4. You don’t need to be in danger to be scared.
Fear is also part imagined, and so it can arise in the absence of something scary. In fact, because our brains are so efficient, we begin to fear a range of stimuli that are not scary (conditioned fear) or not even present (anticipatory anxiety). We get scared because of what we imagine could happen. Some neuroscientists claim that humans are the most fearful creatures on the planet because of our ability to learn, think, and create fear in our minds. But this low-grade, objectless fear can turn into chronic anxiety about nothing specific, and become debilitating.
5. The more scared you feel, the scarier things will seem.
Through a process called potentiation, your fear response is amplified if you are already in a state of fear. When you are primed for fear, even harmless events seem scary. If you are watching a documentary about venomous spiders, a tickle on your neck (caused by, say, a loose thread in your sweater) will startle you and make you jump out of your seat in terror. If you are afraid of flying, even the slightest turbulence will push your blood pressure through the roof of the plane. And the more worried you are about your job security, the more you will sweat it when your boss calls you in for even an uneventful meeting.

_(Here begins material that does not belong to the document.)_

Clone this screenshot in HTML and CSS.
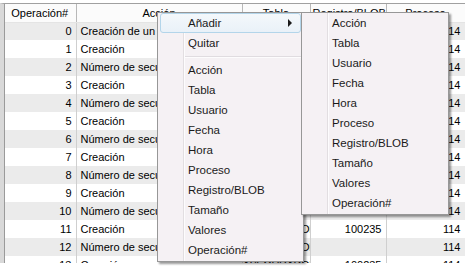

6. Fear dictates the actions you take.
Actions motivated by fear fall into four types—freeze, fight, flight, or fright. Freeze means you stop what you are doing and focus on the fearful stimulus to decide what to do next (e.g., you read a memo that your company will be laying off people). Next, you choose either fight or flight. You decide whether to deal with the threat directly (tell your boss why you shouldn’t be laid off) or work around it (start looking for another job). When the fear is overwhelming, you experience fright: You neither fight nor flee; in fact, you do nothing—well, you obsess about the layoffs, ruminate, complain, but you take no action. Being continuously in fright mode can lead to hopelessness and depression.
7. The more real the threat, the more heroic your actions.
We react differently to real and imagined threats. Imagined threats cause paralysis. Being scared about all the bad things that may or may not happen in the future makes you worry a lot but take little action. You are stuck in a state of fear, overwhelmed but not knowing what to do. Real threats, on the other hand, cause frenzy. When the threat is imminent and identifiable, you jump to action immediately and without flinching. This is why people are much more likely to change their eating habits after a serious health scare (e.g., a heart attack) than after just reading statistics about the deleterious effect of a diet based on fried foods. If you want to mobilize your troops, you have to put yourself in danger.